Another point - There is still so much room for maturity in this and all tangential markets. For example, social media monitoring continues to go through innovation and consolidation. Community vendors are adapting. Ecosystems like Laura Fitton's http://oneforty.com are appearing. Think one day these will be the maturity equivalent of Web Analytics, ERP software and (yes, it's way ahead) Apple's app store? I do... Great post Rachel, though provoking as always.
Posted by: Adam Cohen | October 28, 2009 at 02:06 PM
I'm very glad to hear you point out that many companies have created adversarial, antagonistic relations with their customers. I wonder how far any of them are willing to go to reform that inward-looking culture of denial. I call it "Dementia Presidentia", the syndrome that affects so many executives used to thinking that just because they give the orders, the world is really the way they say it is in their memos.
Posted by: twitter.com/JoeCascio | October 29, 2009 at 09:28 AM
Hi Joe -
Thanks for stopping by and the comment. I actually don't think companies have intentionally created adversarial relationships with customers/employees/public. It's just been an externality of efficiency that couldn't be measured so they ignored the issue. Either way though, social media is changing the balance in a way that can't be ignored.
Posted by: Rachel Happe | October 29, 2009 at 09:33 AM
Excellent analysis Rachel!
I think the only thing that will really start to get the attention of companies is falling sales, and/or the rising sales of their competitors who have not ignored this trend.

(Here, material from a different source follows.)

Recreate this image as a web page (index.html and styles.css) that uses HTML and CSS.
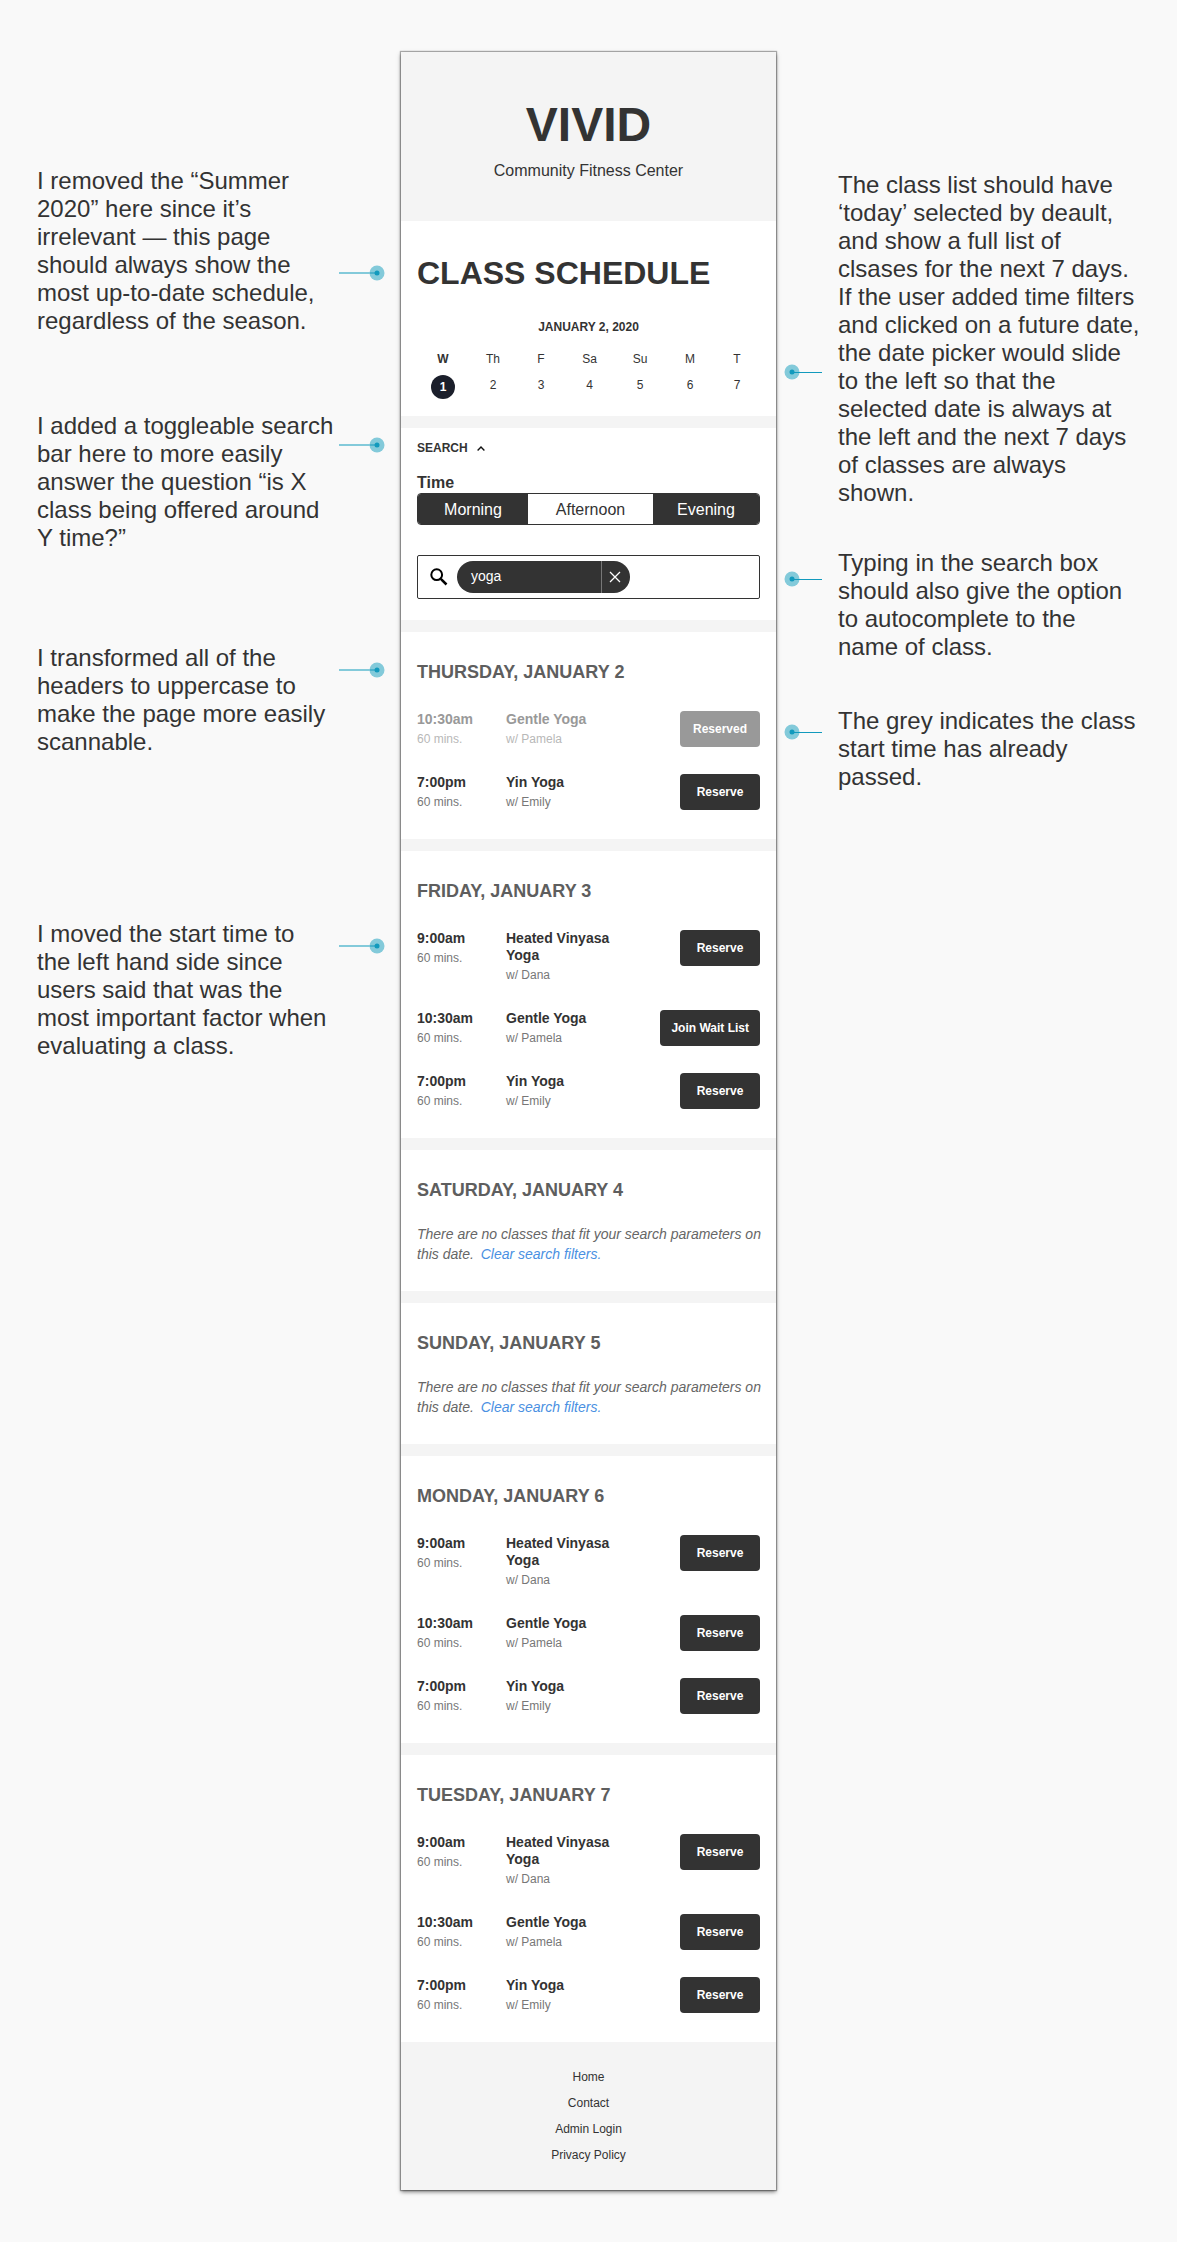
FILE: index.html
```html
<!DOCTYPE html>
<html lang="en">
<head>
<meta charset="utf-8">
<meta name="viewport" content="width=device-width, initial-scale=1">
<title>VIVID Community Fitness Center – Class Schedule</title>
<link rel="stylesheet" href="styles.css">
</head>
<body>
<svg class="sprite" aria-hidden="true">
  <symbol id="pin-left" viewBox="0 0 46 16">
    <path d="M0 8H38" stroke="#83cada" stroke-width="2"/>
    <circle cx="38" cy="8" r="7.5" fill="#83cada"/>
    <path d="M31 8H38" stroke="#4bb1cb" stroke-width="2"/>
    <circle cx="38" cy="8" r="2.5" fill="#129abd"/>
  </symbol>
  <symbol id="pin-right" viewBox="0 0 38 16">
    <circle cx="8" cy="8" r="7.5" fill="#83cada"/>
    <path d="M8 8.5H38" stroke="#129abd"/>
    <circle cx="8" cy="8" r="2.5" fill="#129abd"/>
  </symbol>
</svg>
<div class="page">
  <aside class="notes notes-left">
    <div class="note note-season">
      <p>I removed the “Summer<br>2020” here since it’s<br>irrelevant — this page<br>should always show the<br>most up-to-date schedule,<br>regardless of the season.</p>
      <svg class="pin"><use href="#pin-left"/></svg>
    </div>
    <div class="note note-toggle">
      <p>I added a toggleable search<br>bar here to more easily<br>answer the question “is X<br>class being offered around<br>Y time?”</p>
      <svg class="pin"><use href="#pin-left"/></svg>
    </div>
    <div class="note note-headers">
      <p>I transformed all of the<br>headers to uppercase to<br>make the page more easily<br>scannable.</p>
      <svg class="pin"><use href="#pin-left"/></svg>
    </div>
    <div class="note note-time">
      <p>I moved the start time to<br>the left hand side since<br>users said that was the<br>most important factor when<br>evaluating a class.</p>
      <svg class="pin"><use href="#pin-left"/></svg>
    </div>
  </aside>

  <div class="phone">
    <header class="brand">
      <h1 class="brand-name">VIVID</h1>
      <p class="brand-tag">Community Fitness Center</p>
    </header>
    <main class="sections">
      <section class="calendar">
        <h2 class="title">CLASS SCHEDULE</h2>
        <p class="month">JANUARY 2, 2020</p>
        <div class="week">
          <button class="date date-active" type="button" aria-pressed="true"><span>W</span><span class="num">1</span></button>
          <button class="date" type="button"><span>Th</span><span class="num">2</span></button>
          <button class="date" type="button"><span>F</span><span class="num">3</span></button>
          <button class="date" type="button"><span>Sa</span><span class="num">4</span></button>
          <button class="date" type="button"><span>Su</span><span class="num">5</span></button>
          <button class="date" type="button"><span>M</span><span class="num">6</span></button>
          <button class="date" type="button"><span>T</span><span class="num">7</span></button>
        </div>
      </section>

      <section class="search">
        <button class="search-toggle" type="button" aria-expanded="true">SEARCH
          <svg width="8" height="5" viewBox="0 0 8 5"><path d="M.6 4.4L4 1l3.400 3.400" fill="none" stroke="#111" stroke-width="1.400"/></svg>
        </button>
        <p class="field-name" id="time-label">Time</p>
        <div class="segments" role="group" aria-labelledby="time-label">
          <button class="segment segment-on" type="button" aria-pressed="true">Morning</button>
          <button class="segment" type="button" aria-pressed="false">Afternoon</button>
          <button class="segment segment-on" type="button" aria-pressed="true">Evening</button>
        </div>
        <div class="search-box">
          <label for="query" aria-label="Search classes">
            <svg class="lens" width="18" height="18" viewBox="0 0 18 18"><circle cx="6.700" cy="6.700" r="5.400" fill="none" stroke="#000" stroke-width="2"/><path d="M10.800 10.800L16.500 16.500" stroke="#000" stroke-width="2.500"/></svg>
          </label>
          <div class="chip">
            <span class="chip-text">yoga</span>
            <button class="chip-close" type="button" aria-label="Remove yoga">
              <svg width="12" height="12" viewBox="0 0 12 12"><path d="M1 1l10 10M11 1L1 11" stroke="#fff" stroke-width="1.300"/></svg>
            </button>
          </div>
          <input id="query" class="query" type="text">
        </div>
      </section>

      <section class="day">
        <h3 class="day-name">THURSDAY, JANUARY 2</h3>
        <ul class="classes">
          <li class="class class-past"><div><p class="main">10:30am</p><p class="sub">60 mins.</p></div><div><p class="main">Gentle Yoga</p><p class="sub">w/ Pamela</p></div><button class="action" type="button" disabled>Reserved</button></li>
          <li class="class"><div><p class="main">7:00pm</p><p class="sub">60 mins.</p></div><div><p class="main">Yin Yoga</p><p class="sub">w/ Emily</p></div><button class="action" type="button">Reserve</button></li>
        </ul>
      </section>

      <section class="day">
        <h3 class="day-name">FRIDAY, JANUARY 3</h3>
        <ul class="classes">
          <li class="class"><div><p class="main">9:00am</p><p class="sub">60 mins.</p></div><div><p class="main">Heated Vinyasa Yoga</p><p class="sub">w/ Dana</p></div><button class="action" type="button">Reserve</button></li>
          <li class="class"><div><p class="main">10:30am</p><p class="sub">60 mins.</p></div><div><p class="main">Gentle Yoga</p><p class="sub">w/ Pamela</p></div><button class="action" type="button">Join Wait List</button></li>
          <li class="class"><div><p class="main">7:00pm</p><p class="sub">60 mins.</p></div><div><p class="main">Yin Yoga</p><p class="sub">w/ Emily</p></div><button class="action" type="button">Reserve</button></li>
        </ul>
      </section>

      <section class="day">
        <h3 class="day-name">SATURDAY, JANUARY 4</h3>
        <p class="empty">There are no classes that fit your search parameters on this date. <a class="clear" href="#query">Clear search filters.</a></p>
      </section>

      <section class="day">
        <h3 class="day-name">SUNDAY, JANUARY 5</h3>
        <p class="empty">There are no classes that fit your search parameters on this date. <a class="clear" href="#query">Clear search filters.</a></p>
      </section>

      <section class="day">
        <h3 class="day-name">MONDAY, JANUARY 6</h3>
        <ul class="classes">
          <li class="class"><div><p class="main">9:00am</p><p class="sub">60 mins.</p></div><div><p class="main">Heated Vinyasa Yoga</p><p class="sub">w/ Dana</p></div><button class="action" type="button">Reserve</button></li>
          <li class="class"><div><p class="main">10:30am</p><p class="sub">60 mins.</p></div><div><p class="main">Gentle Yoga</p><p class="sub">w/ Pamela</p></div><button class="action" type="button">Reserve</button></li>
          <li class="class"><div><p class="main">7:00pm</p><p class="sub">60 mins.</p></div><div><p class="main">Yin Yoga</p><p class="sub">w/ Emily</p></div><button class="action" type="button">Reserve</button></li>
        </ul>
      </section>

      <section class="day">
        <h3 class="day-name">TUESDAY, JANUARY 7</h3>
        <ul class="classes">
          <li class="class"><div><p class="main">9:00am</p><p class="sub">60 mins.</p></div><div><p class="main">Heated Vinyasa Yoga</p><p class="sub">w/ Dana</p></div><button class="action" type="button">Reserve</button></li>
          <li class="class"><div><p class="main">10:30am</p><p class="sub">60 mins.</p></div><div><p class="main">Gentle Yoga</p><p class="sub">w/ Pamela</p></div><button class="action" type="button">Reserve</button></li>
          <li class="class"><div><p class="main">7:00pm</p><p class="sub">60 mins.</p></div><div><p class="main">Yin Yoga</p><p class="sub">w/ Emily</p></div><button class="action" type="button">Reserve</button></li>
        </ul>
      </section>
    </main>
    <footer class="footer">
      <a href="#home">Home</a>
      <a href="#contact">Contact</a>
      <a href="#admin">Admin Login</a>
      <a href="#privacy">Privacy Policy</a>
    </footer>
  </div>

  <aside class="notes notes-right">
    <div class="note note-today">
      <svg class="pin"><use href="#pin-right"/></svg>
      <p>The class list should have<br>‘today’ selected by deault,<br>and show a full list of<br>clsases for the next 7 days.<br>If the user added time filters<br>and clicked on a future date,<br>the date picker would slide<br>to the left so that the<br>selected date is always at<br>the left and the next 7 days<br>of classes are always<br>shown.</p>
    </div>
    <div class="note note-typing">
      <svg class="pin"><use href="#pin-right"/></svg>
      <p>Typing in the search box<br>should also give the option<br>to autocomplete to the<br>name of class.</p>
    </div>
    <div class="note note-grey">
      <svg class="pin"><use href="#pin-right"/></svg>
      <p>The grey indicates the class<br>start time has already<br>passed.</p>
    </div>
  </aside>
</div>
</body>
</html>
```

FILE: styles.css
```css
* {
  box-sizing: border-box;
}

body,
h1,
h2,
h3,
p,
ul {
  margin: 0;
  padding: 0;
}

body {
  background: #f9f9f9;
  color: #333;
  font-family: "Liberation Sans", Arial, sans-serif;
  font-size: 12px;
  line-height: 16px;
}

button,
input {
  margin: 0;
  padding: 0;
  border: 0;
  background: none;
  color: inherit;
  font: inherit;
}

a {
  color: inherit;
  text-decoration: none;
}

.sprite {
  position: absolute;
  width: 0;
  height: 0;
}

.page {
  display: grid;
  grid-template-columns: 1fr 375px 1fr;
  align-items: start;
  padding: 52px 0;
}

/* Margin notes */

.note {
  display: flex;
  align-items: flex-start;
  font-size: 24px;
  line-height: 28px;
  white-space: nowrap;
}

.notes-left {
  padding: 115px 16px 0 37px;
}

.notes-left .note {
  justify-content: space-between;
}

.notes-right {
  padding: 119px 16px 0 8px;
}

.notes-right .note {
  gap: 16px;
}

.pin {
  flex: none;
  width: 46px;
  height: 16px;
}

.notes-right .pin {
  width: 38px;
}

.note-season .pin {
  margin-top: 98px;
}

.note-toggle {
  margin-top: 77px;
}

.note-toggle .pin {
  margin-top: 25px;
}

.note-headers {
  margin-top: 92px;
}

.note-headers .pin {
  margin-top: 18px;
}

.note-time {
  margin-top: 164px;
}

.note-time .pin {
  margin-top: 18px;
}

.note-today .pin {
  margin-top: 193px;
}

.note-typing {
  margin-top: 42px;
}

.note-typing .pin {
  margin-top: 22px;
}

.note-grey {
  margin-top: 46px;
}

.note-grey .pin {
  margin-top: 17px;
}

/* Phone screen */

.phone {
  background: #f4f4f4;
  box-shadow: 0 0 1px 1px rgba(0, 0, 0, 0.3), 0 2px 4px rgba(0, 0, 0, 0.5);
}

.brand {
  padding: 45px 16px 40px;
  text-align: center;
}

.brand-name {
  margin-bottom: 8px;
  font-size: 48px;
  line-height: 56px;
}

.brand-tag {
  font-size: 16px;
  line-height: 20px;
}

.sections {
  display: grid;
  grid-template-columns: minmax(0, 1fr);
  gap: 12px;
}

.sections > section {
  padding-left: 16px;
  padding-right: 16px;
  background: #fff;
}

/* Calendar */

.calendar {
  padding-top: 34px;
  padding-bottom: 17px;
}

.title {
  font-size: 32px;
  line-height: 36px;
}

.month {
  margin: 28px 0 16px;
  font-weight: bold;
  text-align: center;
}

.week {
  display: grid;
  grid-template-columns: 52fr 48fr 48fr 49fr 52fr 48fr 46fr;
  align-items: start;
}

.date {
  display: flex;
  flex-direction: column;
  align-items: center;
  gap: 8px;
}

.num {
  width: 24px;
  line-height: 21px;
}

.date-active {
  font-weight: bold;
}

.date-active .num {
  border-radius: 50%;
  background: #1b1f2b;
  color: #fff;
  line-height: 24px;
}

/* Search */

.search {
  padding-top: 12px;
  padding-bottom: 21px;
}

.search-toggle {
  display: flex;
  align-items: center;
  gap: 9px;
  font-weight: bold;
}

.field-name {
  margin-top: 17px;
  font-size: 16px;
  font-weight: bold;
  line-height: 20px;
}

.segments {
  display: grid;
  grid-template-columns: 110fr 125fr 106fr;
  height: 32px;
  border: 1px solid #333;
  border-radius: 4px;
  overflow: hidden;
}

.segment {
  padding-top: 2px;
  font-size: 16px;
}

.segment-on {
  background: #333;
  color: #fff;
}

.search-box {
  display: flex;
  align-items: center;
  height: 44px;
  margin-top: 30px;
  padding: 0 12px;
  border: 1px solid #333;
  border-radius: 2px;
}

.lens {
  display: block;
}

.chip {
  display: flex;
  flex: none;
  width: 173px;
  height: 32px;
  margin-left: 9px;
  border-radius: 16px;
  background: #333;
  color: #fff;
  font-size: 14px;
  line-height: 31px;
}

.chip-text {
  flex: 1;
  padding-left: 14px;
}

.chip-close {
  display: flex;
  align-items: center;
  width: 29px;
  padding-left: 7px;
  border-left: 1px solid #777;
}

.query {
  flex: 1;
  min-width: 0;
  height: 32px;
  padding-left: 8px;
  font-size: 14px;
  outline: 0;
}

/* Day listings */

.day {
  padding-top: 29px;
  padding-bottom: 27px;
}

.day-name {
  margin-bottom: 23px;
  color: #5e5e5e;
  font-size: 18px;
  line-height: 22px;
}

.classes {
  display: grid;
  gap: 27px;
  padding: 5px 0 2px;
  list-style: none;
}

.class {
  display: grid;
  grid-template-columns: 89px 1fr auto;
  align-items: start;
}

.main {
  max-width: 120px;
  font-size: 14px;
  font-weight: bold;
  line-height: 17px;
}

.sub {
  padding-top: 3px;
  color: #777;
  line-height: 16px;
}

.action {
  min-width: 80px;
  height: 36px;
  padding: 0 11px;
  border-radius: 4px;
  background: #333;
  color: #fff;
  font-weight: bold;
}

.class-past .main {
  color: #999;
}

.class-past .sub {
  color: #b8b8b8;
}

.class-past .action {
  background: #999;
}

.empty {
  margin-right: -8px;
  color: #666;
  font-size: 14px;
  font-style: italic;
  line-height: 20px;
}

.clear {
  display: inline-block;
  margin-left: 3px;
  color: #4a90e2;
}

/* Footer */

.footer {
  display: flex;
  flex-direction: column;
  align-items: center;
  padding: 22px 0;
  line-height: 26px;
}

@media (max-width: 1120px) {
  .page {
    grid-template-columns: minmax(0, 375px);
    justify-content: center;
    gap: 32px;
  }

  .notes {
    padding: 0 16px;
  }

  .note {
    margin-top: 24px;
    white-space: normal;
  }

  .pin {
    display: none;
  }
}
```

This is not unlike the boom/bust cycles of employment. In today's tougher economy, many companies promulgate the 'you should be lucky we are willing to employ you' mantra, but, when the pendulum swings (and it always does), they forget that most employees have VERY long memories, and those employers with the reputation of great places to work will get the quality candidates in the end.
Though companies should take a longer term approach, stockholders and boards of directors seem to always hold a short-term interests position. The only thing that seems to sway that is a drastic shift in profits.